[start Records to use]

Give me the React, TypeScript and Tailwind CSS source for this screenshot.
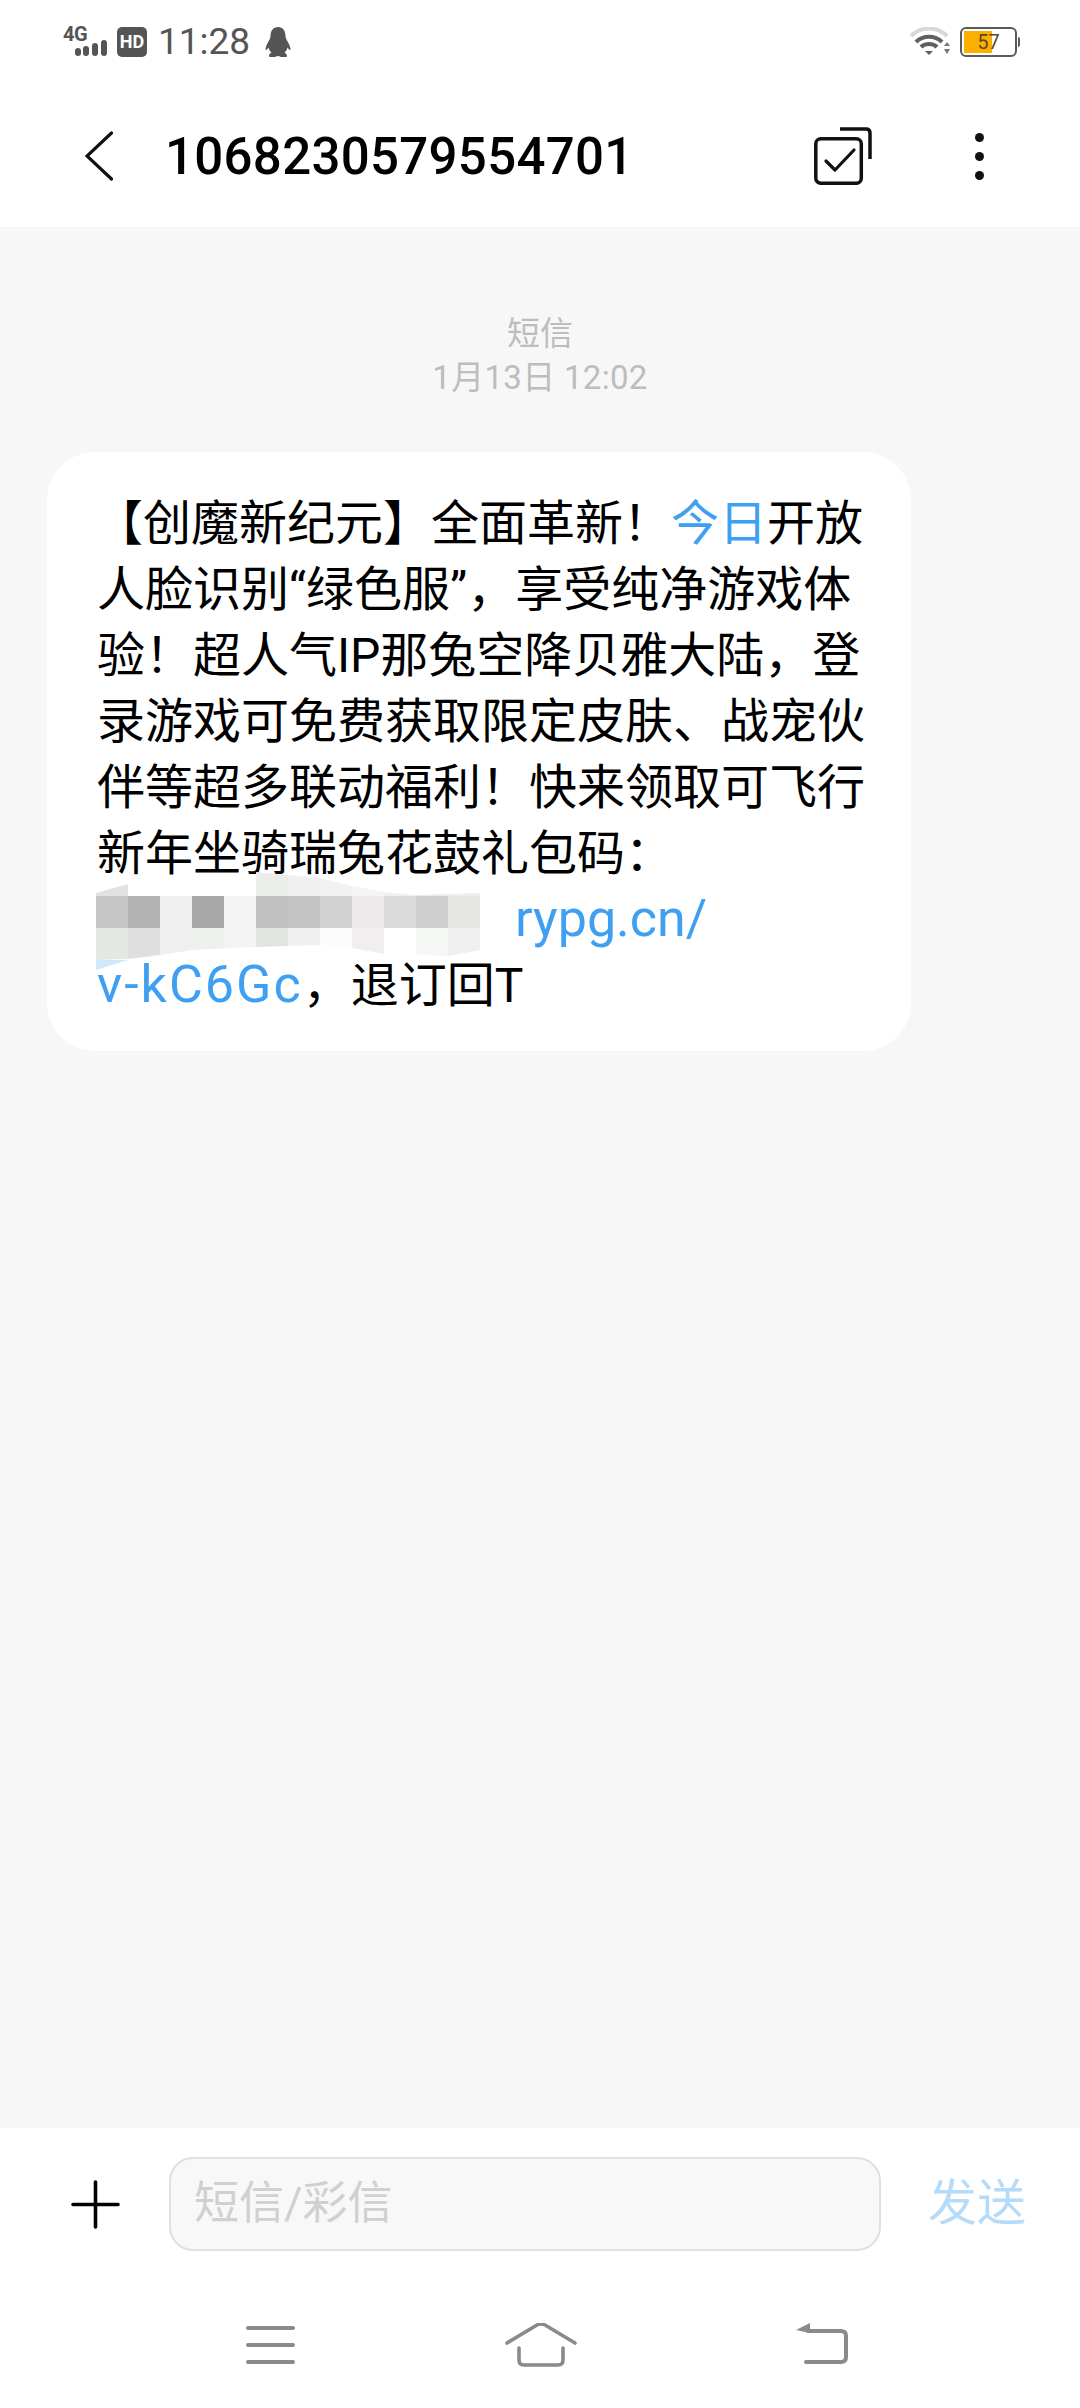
// Pixelated redaction over the sender link
const MOSAIC_ROWS = [
  ['#e2e2e2', '#ffffff', '#ffffff', '#ffffff', '#ffffff', '#ebedeb', '#eff0ef', '#f1f1f1', '#f5f5f5', '#f0f0f0', '#ececec', '#eeeeee'],
  ['#c6c6c6', '#b4b3b4', '#f0f0f0', '#a9a8a9', '#f3f3f3', '#c0c0c0', '#c4c4c4', '#d2d2d2', '#ebe9ea', '#dcdbdc', '#cfcecf', '#e6e7e5'],
  ['#e5e7e5', '#dfdfdf', '#efefef', '#eff1ef', '#f3f4f3', '#e1e4e1', '#f0f0f0', '#fcfcfc', '#f0eeef', '#ffffff', '#f6f8f6', '#efefef'],
];
const ROW_Y = [0, 24, 56];
const ROW_H = [24, 32, 32];

function Mosaic() {
  return (
    <svg className="absolute left-[49px] top-[420px]" width="384" height="100" viewBox="0 0 384 100">
      <defs>
        <clipPath id="mosaic-clip">
          <polygon points="0,21 32,12 32,24 160,24 160,0 224,6 256,14 288,20 320,23 384,21 384,78 352,84 288,82 256,76 224,73 160,75 96,78 64,83 32,87 0,88" />
        </clipPath>
      </defs>
      <g clipPath="url(#mosaic-clip)">
        {MOSAIC_ROWS.map((row, r) =>
          row.map((color, c) => (
            <rect key={`${r}-${c}`} x={c * 32} y={ROW_Y[r]} width="32" height={ROW_H[r]} fill={color} />
          ))
        )}
      </g>
      <polygon points="0,88 32,88 0,98" fill="#cfe8fb" />
    </svg>
  );
}

function SignalIcon() {
  return (
    <div className="relative w-[47px] h-[30px]">
      <span className="absolute left-0 top-[-3px] text-[20px] leading-[20px] font-bold text-[#555] tracking-[-0.5px]">4G</span>
      <svg className="absolute left-0 top-0" width="47" height="30" viewBox="0 0 47 30" fill="#555">
        <rect x="12" y="21" width="6" height="8" rx="3" />
        <rect x="20" y="19" width="6" height="10" rx="3" />
        <rect x="29" y="16" width="6" height="13" rx="3" />
        <rect x="38" y="13" width="6" height="16" rx="3" />
      </svg>
    </div>
  );
}

function PenguinIcon() {
  return (
    <svg width="26" height="30" viewBox="0 0 26 30" fill="#555">
      <path d="M13 0 C8 0 5.5 4 5.5 9 C5.5 10.5 5 11.5 4 13.5 C2.5 16 1 19 0.5 22 L0.5 23 C1.5 23 3 21.5 3.5 20.5 C4 22.5 5 24.5 6.5 25.5 C5 26.5 4 27.5 4 29 L4.5 30 L10 30 Q12 29 13 29 Q14 29 16 30 L21.5 30 L22 29 C22 27.5 21 26.5 19.5 25.5 C21 24.5 22 22.5 22.5 20.5 C23 21.5 24.5 23 25.5 23 L25.5 22 C25 19 23.5 16 22 13.5 C21 11.5 20.5 10.5 20.5 9 C20.5 4 18 0 13 0 Z" />
    </svg>
  );
}

function WifiIcon() {
  return (
    <svg width="40" height="30" viewBox="0 0 40 30" fill="none">
      <path d="M1 9 C11 -1 27 -1 37 9" stroke="#d8d8d8" strokeWidth="4" />
      <path d="M6 15 C13 8 25 8 32 15" stroke="#5f5f5f" strokeWidth="4" />
      <path d="M11 20 C15 16 23 16 27 20" stroke="#5f5f5f" strokeWidth="4" />
      <path d="M15 24 L23 24 L19 28 Z" fill="#5f5f5f" />
      <path d="M34 19 L37 15 L40 19 Z M34 22 L40 22 L37 27 Z" fill="#777" />
    </svg>
  );
}

function Battery() {
  return (
    <div className="flex items-center">
      <div className="relative w-[57px] h-[30px] rounded-[6px] border-2 border-[#5a5a5a] p-[2px] flex">
        <div className="w-[28px] bg-[#fbb000]" />
        <span className="absolute inset-0 flex items-center justify-center text-[20px] leading-none text-[#5a4a20]">57</span>
      </div>
      <div className="w-[2px] h-[10px] ml-[1px] bg-[#5a5a5a] rounded-r-[2px]" />
    </div>
  );
}

function CheckStackIcon() {
  return (
    <svg width="58" height="58" viewBox="0 0 58 58" fill="none" stroke="#111" strokeLinecap="round" strokeLinejoin="round">
      <rect x="1.8" y="11.8" width="45.5" height="44.5" rx="5" strokeWidth="3.5" />
      <path d="M26 2 H52 Q56 2 56 6 V32" strokeWidth="3.5" strokeLinecap="butt" />
      <path d="M12 34 L21 43 L40 23" strokeWidth="3.2" />
    </svg>
  );
}

function App() {
  return (
    <div className="w-[1080px] h-[2408px] flex flex-col bg-[#f7f7f7] font-['Roboto','Noto_Sans_CJK_SC',sans-serif] overflow-hidden">
      {/* Status bar + title */}
      <div className="bg-white h-[227px] shrink-0">
        <div className="h-[85px] pt-[27px] pl-[63px] pr-[60px] flex items-start justify-between">
          <div className="flex items-center">
            <SignalIcon />
            <div className="ml-[7px] w-[30px] h-[30px] rounded-[5px] bg-[#555] flex items-center justify-center text-white text-[18px] font-bold leading-none">HD</div>
            <span className="ml-[11px] text-[37px] leading-[30px] text-[#555]">11:28</span>
            <span className="ml-[15px]">
              <PenguinIcon />
            </span>
          </div>
          <div className="flex items-center gap-[10px]">
            <WifiIcon />
            <Battery />
          </div>
        </div>
        <div className="h-[142px] flex items-center pl-[85px] pr-[96px]">
          <svg width="28" height="50" viewBox="0 0 28 50" fill="none" stroke="#111" strokeWidth="3.2" strokeLinecap="round">
            <path d="M26.5 2 L2 25 L26.5 48" />
          </svg>
          <span className="ml-[52px] text-[51px] tracking-[0.3px] font-medium text-black leading-none">1068230579554701</span>
          <div className="flex-1" />
          <CheckStackIcon />
          <div className="ml-[103px] flex flex-col gap-[10px]">
            <div className="w-[9px] h-[9px] rounded-full bg-[#111]" />
            <div className="w-[9px] h-[9px] rounded-full bg-[#111]" />
            <div className="w-[9px] h-[9px] rounded-full bg-[#111]" />
          </div>
        </div>
      </div>

      {/* Conversation */}
      <div className="flex-1 pt-[85px]">
        <div className="text-center text-[33px] leading-[44px] text-[#bdbdbd]">
          <div>短信</div>
          <div className="tracking-[0.3px]">1月13日 12:02</div>
        </div>
        <div className="relative mt-[52px] ml-[47px] w-[864px] bg-white rounded-[48px] pl-[50px] pt-[39px] pb-[32px] text-[48px] leading-[66px] text-black whitespace-nowrap">
          <div>
            <span className="ml-[-2px]">【创魔新纪元】全面革新！</span>
            <span className="text-[#3f9ff0]">今日</span>开放
          </div>
          <div>人脸识别“绿色服”，享受纯净游戏体</div>
          <div>验！超人气IP那兔空降贝雅大陆，登</div>
          <div>录游戏可免费获取限定皮肤、战宠伙</div>
          <div>伴等超多联动福利！快来领取可飞行</div>
          <div>新年坐骑瑞兔花鼓礼包码：</div>
          <div className="h-[66px]">
            <span className="inline-block w-[418px]" />
            <span className="text-[#3f9ff0] text-[52px] leading-none">rypg.cn/</span>
          </div>
          <div className="h-[66px]">
            <span className="text-[#3f9ff0] text-[52px] leading-none tracking-[2px]">v-kC6Gc</span>，退订回T
          </div>
          <Mosaic />
        </div>
      </div>

      {/* Composer + navigation */}
      <div className="bg-white h-[280px] shrink-0 pt-[29px]">
        <div className="flex items-center h-[94px] pl-[71px]">
          <svg width="49" height="49" viewBox="0 0 49 49" fill="none" stroke="#000" strokeWidth="3.6" strokeLinecap="round">
            <path d="M24.5 2 V47 M2 24.5 H47" />
          </svg>
          <div className="ml-[49px] w-[712px] h-[94px] rounded-[24px] border-2 border-[#e0e0e0] bg-[#f8f8f8] pl-[23px] flex items-center text-[45px] text-[#d0d0d0]">
            短信/彩信
          </div>
          <span className="ml-[47px] text-[49px] text-[#b5dbf8]">发送</span>
        </div>
        <div className="mt-[72px] pl-[246px] flex items-start">
          <svg width="49" height="44" viewBox="0 0 49 44" fill="none" stroke="#8a8a8a" strokeWidth="4" strokeLinecap="round">
            <path d="M2 5 H47 M2 22 H47 M2 39 H47" />
          </svg>
          <svg className="ml-[210px]" width="72" height="44" viewBox="0 0 72 44" fill="none" stroke="#8a8a8a" strokeWidth="3.6" strokeLinecap="round" strokeLinejoin="round">
            <path d="M2 20 L32 2 Q36 0 40 2 L70 20" />
            <path d="M14 25 V37 Q14 42 19 42 H53 Q58 42 58 37 V25" />
          </svg>
          <svg className="ml-[218px]" width="54" height="44" viewBox="0 0 54 44" fill="none" stroke="#8a8a8a" strokeWidth="4" strokeLinecap="round" strokeLinejoin="round">
            <path d="M1 7 L15 0 V10 Z" fill="#8a8a8a" stroke="none" />
            <path d="M13 8 H46 Q51 8 51 13 V34 Q51 39 46 39 H11" />
          </svg>
        </div>
      </div>
    </div>
  );
}

export default App;
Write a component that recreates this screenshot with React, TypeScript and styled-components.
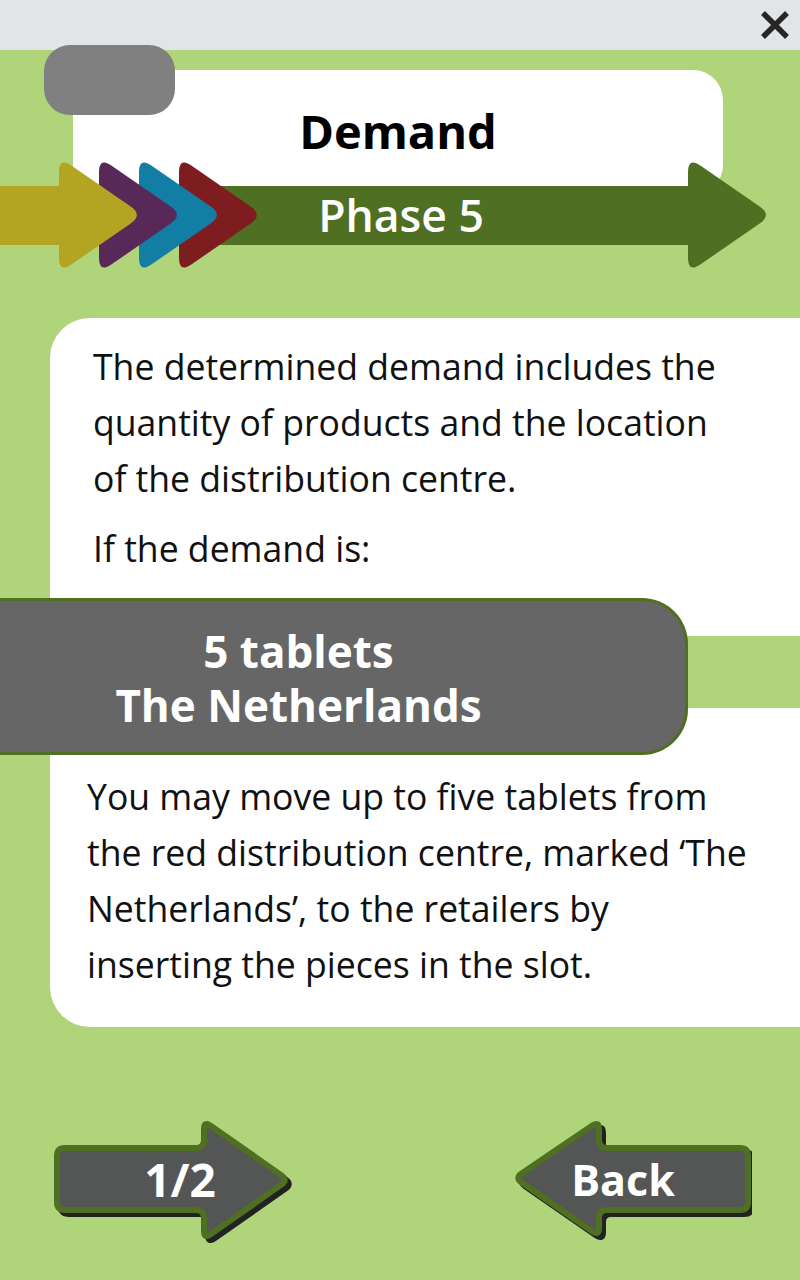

[end Records to use]

Short exercise:
Up to and including the line containing "const ROW_H = [24, 32, 32];", repeat every line from the start of the data, but none of the pictures.

Output of the task:
Give me the React, TypeScript and Tailwind CSS source for this screenshot.
// Pixelated redaction over the sender link
const MOSAIC_ROWS = [
  ['#e2e2e2', '#ffffff', '#ffffff', '#ffffff', '#ffffff', '#ebedeb', '#eff0ef', '#f1f1f1', '#f5f5f5', '#f0f0f0', '#ececec', '#eeeeee'],
  ['#c6c6c6', '#b4b3b4', '#f0f0f0', '#a9a8a9', '#f3f3f3', '#c0c0c0', '#c4c4c4', '#d2d2d2', '#ebe9ea', '#dcdbdc', '#cfcecf', '#e6e7e5'],
  ['#e5e7e5', '#dfdfdf', '#efefef', '#eff1ef', '#f3f4f3', '#e1e4e1', '#f0f0f0', '#fcfcfc', '#f0eeef', '#ffffff', '#f6f8f6', '#efefef'],
];
const ROW_Y = [0, 24, 56];
const ROW_H = [24, 32, 32];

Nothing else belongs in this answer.